I know writers and certain culture war critics might look at the original Julia and think she’s “underwritten” and to that I say yea, that’s kind of why it works.

A podcaster and writer I really like, named R.S. Benedict, said on her show once…

“A story is a type of conversation with the reader. If you don’t leave room for the reader to speak, you’re a terrible conversationalist.”

The empty spaces around Julia and certainly Vicious and Spike too in the original anime is part of what makes them compelling characters. As viewers, we are left to ponder their mysteriousness and what made them who they are and by allowing us to use our imagination to fill in the blanks it gives us all our own interpretations of these characters and who they are. It’s what makes each of those characters great in the anime.

By expanding on their original backstories, this series is effectively talking over us. Robbing us of the original’s mystery. Vicious was a compelling villain exactly because we DON’T understand him. Julia was an interesting character because she could be basically anything that we the viewers were hung up on in real life.

Spike was cool because he rarely let us in on what makes him tick episode to episode but when he did it was a special moment. It made us feel privileged when he did open up, even if it was just a little.

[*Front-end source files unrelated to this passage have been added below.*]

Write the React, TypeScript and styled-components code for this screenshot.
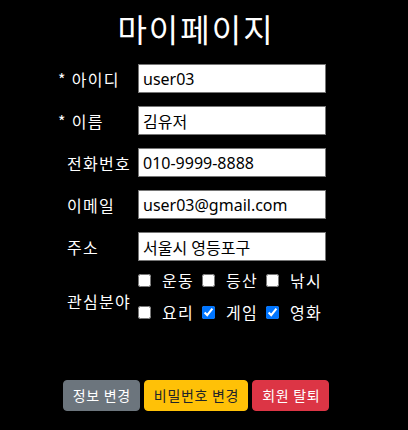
import styled, { createGlobalStyle } from "styled-components";

const GlobalStyle = createGlobalStyle`
  body {
    margin: 0;
    background: #000;
    color: #fff;
    font-family: "Noto Sans", "Noto Sans CJK KR", sans-serif;
  }
`;

const Page = styled.div`
  width: 390px;
  padding-top: 8px;
`;

const Title = styled.h1`
  margin: 0 0 16px;
  text-align: center;
  font-family: "Noto Sans CJK KR", sans-serif;
  font-size: 32px;
  font-weight: 400;
  line-height: 40px;
  letter-spacing: 2px;
  text-indent: 2px;
`;

const Form = styled.form`
  display: grid;
  grid-template-columns: 71px 188px;
  row-gap: 13px;
  margin-left: 67px;
`;

const Label = styled.label<{ $required?: boolean; $shift?: number }>`
  display: flex;
  align-items: center;
  margin-left: ${(p) => (p.$required ? "-9px" : "0")};
  padding-top: ${(p) => p.$shift || 0}px;
  font-family: "Noto Sans CJK KR", sans-serif;
  font-size: 16px;
  letter-spacing: 1.3px;
  white-space: pre;
  &::before {
    content: "${(p) => (p.$required ? "* " : "")}";
  }
`;

const Input = styled.input`
  box-sizing: border-box;
  width: 188px;
  height: 29px;
  margin: 0;
  padding: 1px 4px;
  border: 1px solid #767676;
  border-radius: 0;
  background: #fff;
  color: #000;
  font-family: "Noto Sans", "Noto Sans CJK KR", sans-serif;
  font-size: 16px;
  outline: none;
`;

const Interests = styled.div`
  display: grid;
  grid-template-columns: repeat(3, 64px);
  grid-auto-rows: 20px;
  row-gap: 12px;
  margin-top: -4px;
`;

const Check = styled.label`
  display: flex;
  align-items: center;
  gap: 11px;
  font-family: "Noto Sans CJK KR", sans-serif;
  font-size: 16px;
  letter-spacing: 1.3px;
  input {
    width: 13px;
    height: 13px;
    margin: 0;
  }
`;

const Buttons = styled.div`
  display: flex;
  justify-content: center;
  gap: 4px;
  margin-top: 58px;
  padding-left: 2px;
`;

const Button = styled.button<{ $bg: string; $fg?: string }>`
  height: 31px;
  padding: 0 8px 0 9px;
  border: 1px solid ${(p) => p.$bg};
  border-radius: 4px;
  background: ${(p) => p.$bg};
  color: ${(p) => p.$fg || "#fff"};
  font-family: "Noto Sans CJK KR", sans-serif;
  font-size: 14px;
  line-height: 21px;
  letter-spacing: 0.7px;
`;

const fields = [
  { label: "아이디", value: "user03", required: true },
  { label: "이름", value: "김유저", required: true },
  { label: "전화번호", value: "010-9999-8888" },
  { label: "이메일", value: "user03@gmail.com" },
  { label: "주소", value: "서울시 영등포구" },
];

const hobbies = [
  { name: "운동", checked: false },
  { name: "등산", checked: false },
  { name: "낚시", checked: false },
  { name: "요리", checked: false },
  { name: "게임", checked: true },
  { name: "영화", checked: true },
];

function App() {
  return (
    <Page>
      <GlobalStyle />
      <Title>마이페이지</Title>
      <Form onSubmit={(e) => e.preventDefault()}>
        {fields.map((f) => [
          <Label key={f.label + "l"} $required={f.required}>{f.label}</Label>,
          <Input key={f.label + "i"} defaultValue={f.value} />,
        ])}
        <Label $shift={6}>관심분야</Label>
        <Interests>
          {hobbies.map((h) => (
            <Check key={h.name}>
              <input type="checkbox" defaultChecked={h.checked} />
              {h.name}
            </Check>
          ))}
        </Interests>
      </Form>
      <Buttons>
        <Button $bg="#6c757d">정보 변경</Button>
        <Button $bg="#ffc107" $fg="#212529">비밀번호 변경</Button>
        <Button $bg="#dc3545">회원 탈퇴</Button>
      </Buttons>
    </Page>
  );
}

export default App;
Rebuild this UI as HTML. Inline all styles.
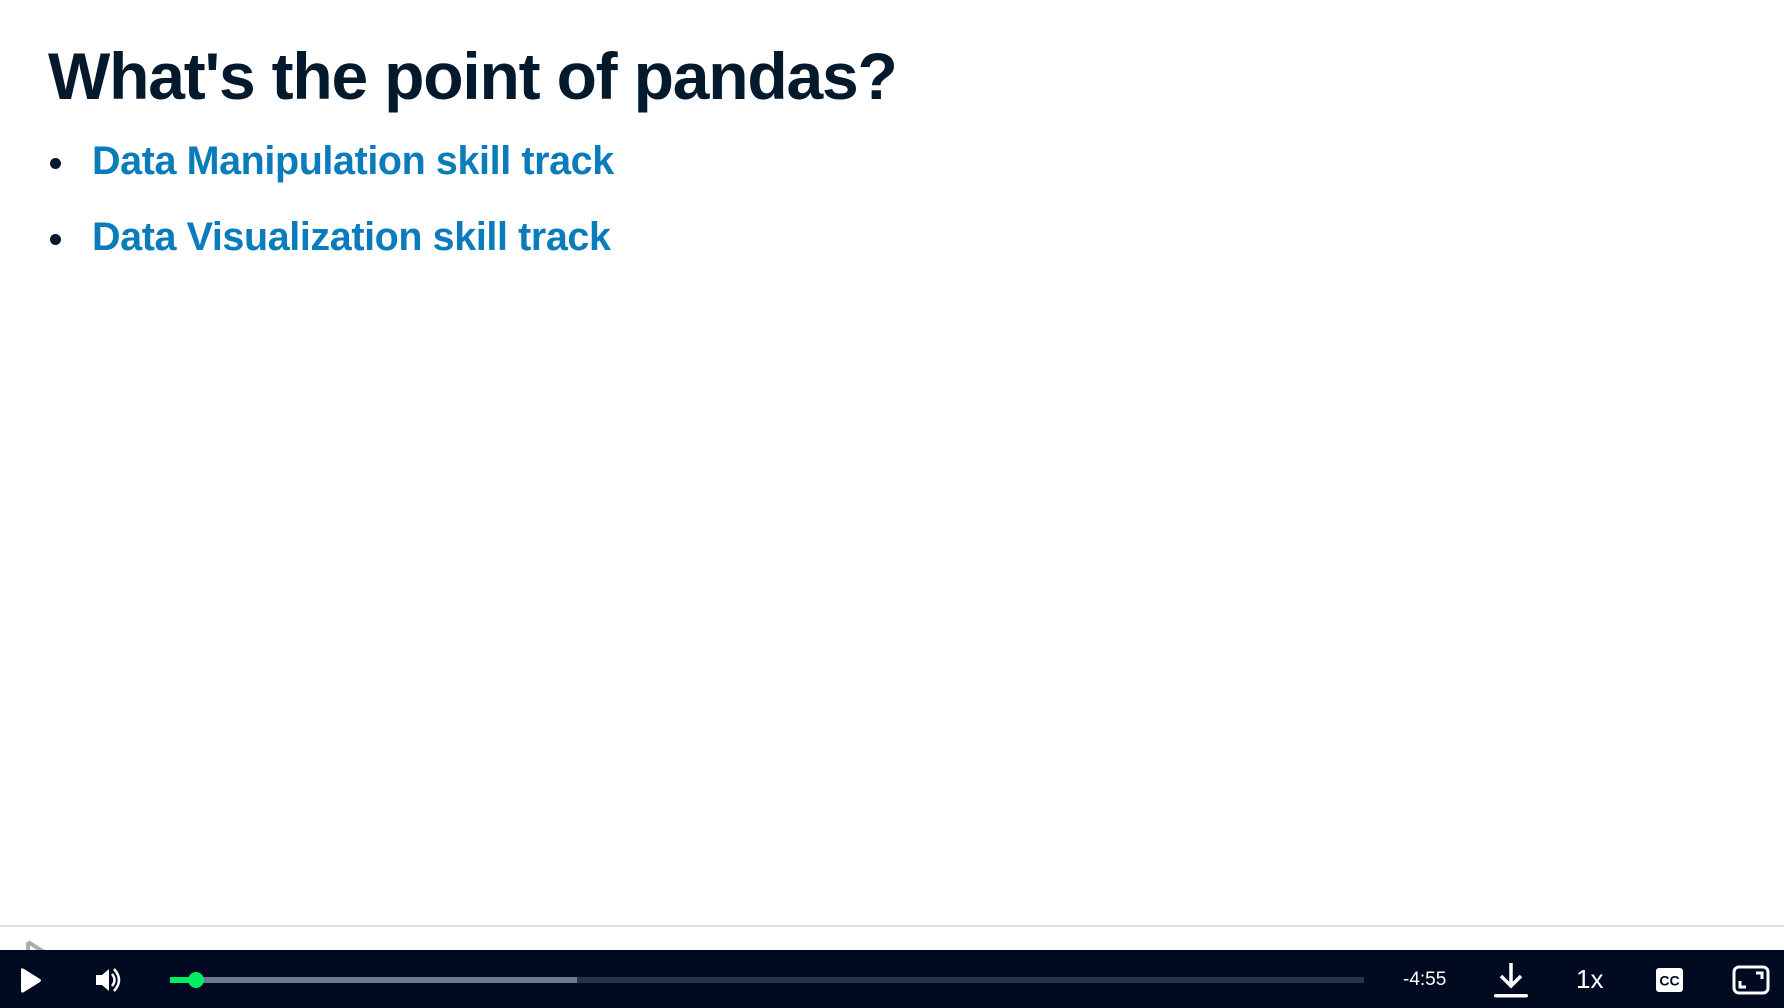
<!DOCTYPE html>
<html><head><meta charset="utf-8"><style>
html,body{margin:0;padding:0;width:1784px;height:1008px;overflow:hidden;background:#fff;font-family:"Liberation Sans",sans-serif;position:relative}
h1{position:absolute;left:48px;top:38px;margin:0;font-size:66px;font-weight:700;color:#05192d;letter-spacing:-1.2px;white-space:nowrap}
.b{position:absolute;left:92px;font-size:39.5px;font-weight:700;color:#0a7bbb;letter-spacing:-0.4px;white-space:nowrap}
.dot{position:absolute;left:50px;width:11px;height:11px;border-radius:50%;background:#05192d}
.line{position:absolute;left:0;top:925px;width:1784px;height:2px;background:#e5e1da}
.bar{position:absolute;left:0;top:950px;width:1784px;height:58px;background:#000a20}
.w{position:absolute;color:#fff}
</style></head><body>
<h1>What's the point of pandas?</h1>
<div class="dot" style="top:158px"></div>
<div class="b" style="top:139px">Data Manipulation skill track</div>
<div class="dot" style="top:234px"></div>
<div class="b" style="top:215px">Data Visualization skill track</div>
<div class="line"></div>
<svg style="position:absolute;left:24px;top:940px" width="26" height="14"><path d="M4 2 L20 12" stroke="#a8adb5" stroke-width="4" fill="none"/><path d="M4 2 V14" stroke="#a8adb5" stroke-width="4"/></svg>
<div class="bar">
<svg style="position:absolute;left:16px;top:16px" width="28" height="28" viewBox="0 0 28 28"><path d="M5 4 Q5 1 8 3 L24 13 Q26 14 24 16 L8 26 Q5 28 5 24 Z" fill="#fff"/></svg>
<svg style="position:absolute;left:94px;top:15px" width="32" height="30" viewBox="0 0 32 30"><path d="M2 10 H8 L15 4 V26 L8 20 H2 Z" fill="#fff"/><path d="M18 9 Q23 15 18 21" stroke="#fff" stroke-width="2.5" fill="none"/><path d="M20 4 Q30 15 20 26" stroke="#fff" stroke-width="2.5" fill="none"/></svg>
<div style="position:absolute;left:190px;top:27px;width:1174px;height:6px;background:#263248"></div>
<div style="position:absolute;left:190px;top:27px;width:387px;height:6px;background:#687b93"></div>
<div style="position:absolute;left:170px;top:27px;width:26px;height:6px;background:#03ef62"></div>
<div style="position:absolute;left:188px;top:22px;width:16px;height:16px;border-radius:50%;background:#03ef62"></div>
<div class="w" style="left:1403px;top:19px;font-size:19px">-4:55</div>
<svg style="position:absolute;left:1492px;top:10px" width="38" height="40" viewBox="0 0 38 40"><path d="M19 3 V26 M9 16 L19 26 L29 16" stroke="#fff" stroke-width="3.5" fill="none"/><rect x="2" y="34" width="34" height="3.5" rx="1.7" fill="#fff"/></svg>
<div class="w" style="left:1576px;top:14px;font-size:26px">1x</div>
<svg style="position:absolute;left:1656px;top:17px" width="28" height="26" viewBox="0 0 28 26"><rect x="0" y="1" width="27" height="24" rx="3" fill="#fff"/><text x="13.5" y="18.5" font-family="Liberation Sans" font-weight="700" font-size="14" fill="#000a20" text-anchor="middle">CC</text></svg>
<svg style="position:absolute;left:1732px;top:15px" width="38" height="30" viewBox="0 0 38 30"><rect x="2" y="2" width="34" height="26" rx="5" stroke="#fff" stroke-width="3" fill="none"/><path d="M24 8 H30 V14 M8 16 V22 H14" stroke="#fff" stroke-width="3" fill="none"/></svg>
</div>
</body></html>
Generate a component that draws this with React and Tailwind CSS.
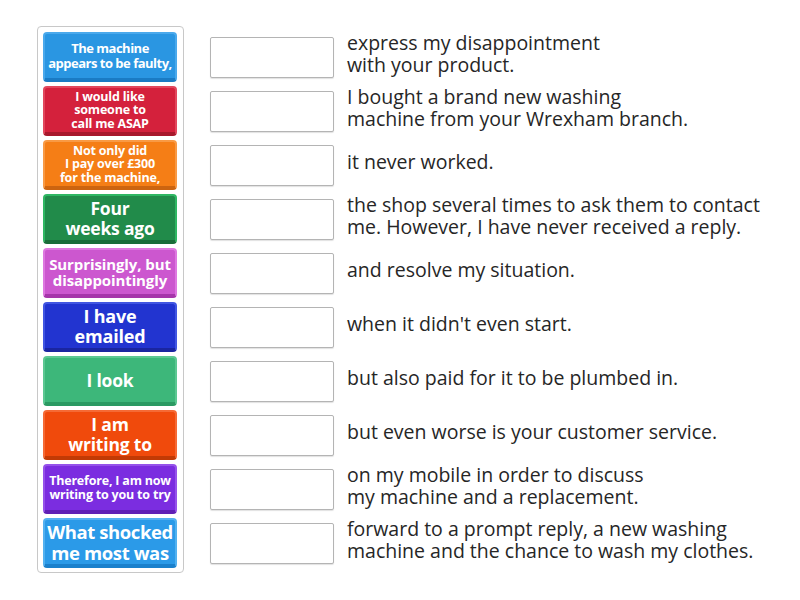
import React from "react";

const tiles = [
  { lines: ["The machine", "appears to be faulty,"], cls: "bg-[#2a96e2] border-[#4aa9ec] border-b-[#1a7bc4] text-[13px] leading-[15px] tracking-[-0.5px]" },
  { lines: ["I would like", "someone to", "call me ASAP"], cls: "bg-[#d4213c] border-[#e2475d] border-b-[#a8182c] text-[12.5px] leading-[13.5px] tracking-[-0.2px]" },
  { lines: ["Not only did", "I pay over £300", "for the machine,"], cls: "bg-[#f57e16] border-[#f89a45] border-b-[#cc6410] text-[12.5px] leading-[13.5px] tracking-[-0.2px]" },
  { lines: ["Four", "weeks ago"], cls: "bg-[#218b4a] border-[#2fb763] border-b-[#196c39] text-[17.5px] leading-[20px] tracking-[-0.2px]" },
  { lines: ["Surprisingly, but", "disappointingly"], cls: "bg-[#cc57cf] border-[#de78e0] border-b-[#a635aa] text-[15px] leading-[16px] tracking-[-0.1px]" },
  { lines: ["I have", "emailed"], cls: "bg-[#2234d0] border-[#4156e2] border-b-[#1a25a0] text-[18px] leading-[20px] tracking-[-0.2px]" },
  { lines: ["I look"], cls: "bg-[#3db77a] border-[#5cc892] border-b-[#2a9a62] text-[17.5px] leading-[20px] tracking-[-0.2px]" },
  { lines: ["I am", "writing to"], cls: "bg-[#f04a0c] border-[#f56a35] border-b-[#c23a05] text-[17.5px] leading-[20px] tracking-[-0.2px]" },
  { lines: ["Therefore, I am now", "writing to you to try"], cls: "bg-[#7b2de0] border-[#9652ea] border-b-[#5f1fb5] text-[12.5px] leading-[14px] tracking-[-0.2px]" },
  { lines: ["What shocked", "me most was"], cls: "bg-[#2b9ae8] border-[#52b1f0] border-b-[#1a80cc] text-[18.5px] leading-[21px] tracking-[-0.4px]" },
];

const answers = [
  ["express my disappointment", "with your product."],
  ["I bought a brand new washing", "machine from your Wrexham branch."],
  ["it never worked."],
  ["the shop several times to ask them to contact", "me. However, I have never received a reply."],
  ["and resolve my situation."],
  ["when it didn't even start."],
  ["but also paid for it to be plumbed in."],
  ["but even worse is your customer service."],
  ["on my mobile in order to discuss", "my machine and a replacement."],
  ["forward to a prompt reply, a new washing", "machine and the chance to wash my clothes."],
];

export default function App() {
  return (
    <div
      className="w-[800px] h-[600px] bg-white flex items-start pt-[26px] pl-[37px]"
      style={{ fontFamily: '"Open Sans", "Noto Sans", sans-serif' }}
    >
      <div className="w-[147px] border border-[#c8c8c8] rounded-[4px] bg-white pt-[5px] pb-[4px] px-[5px] flex flex-col gap-[4px]">
        {tiles.map((t, i) => (
          <div
            key={i}
            className={`h-[50px] w-[134px] rounded-[4px] border-t-[2px] border-x-[2px] border-b-[4px] flex flex-col items-center justify-center text-white font-bold text-center ${t.cls}`}
          >
            {t.lines.map((l, j) => (
              <span key={j} className="whitespace-nowrap">{l}</span>
            ))}
          </div>
        ))}
      </div>
      <div className="flex flex-col gap-[4px] pt-[6px] ml-[26px]">
        {answers.map((a, i) => (
          <div key={i} className="h-[50px] flex items-center">
            <div className="w-[124px] h-[41px] border border-[#b4b4b4] rounded-[2px] bg-white shadow-[0_1px_1px_rgba(0,0,0,0.12)] shrink-0" />
            <div className="ml-[13px] text-[19.5px] leading-[22px] text-[#262626] -mt-[6px]">
              {a.map((l, j) => (
                <div key={j} className="whitespace-nowrap">{l}</div>
              ))}
            </div>
          </div>
        ))}
      </div>
    </div>
  );
}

Sometimes the saying “Show, don’t tell” is misused when it comes to discussing storytelling but here it very much applies to the anime and how this adaptation completely misses the mark.

I don’t have much else to say here. There are some other smaller issues, such as the series’ incessant need to shoot each scene in a dutch angle for whatever reason. But at this point, you’ve probably read and heard everything negative about the series as it is (thank you for reading this far btw haha). I will say Mustafa Shakir does play a pretty good Jet for what its worth and Daniella Pineda is a solid Faye (stop being assholes toward her, fanboys). Hell, visually at times it even looks pretty good but other than one episode in particular this series is just another in a long line of failed live-action anime adaptations. It just sucks that it couldn’t even leap the low bar I set going in.

I can’t think of too many ways Netflix can right the ship here other than completely revamping the writing and directing staff, so I’ll just say watch the anime because there’s nothing you’re missing here.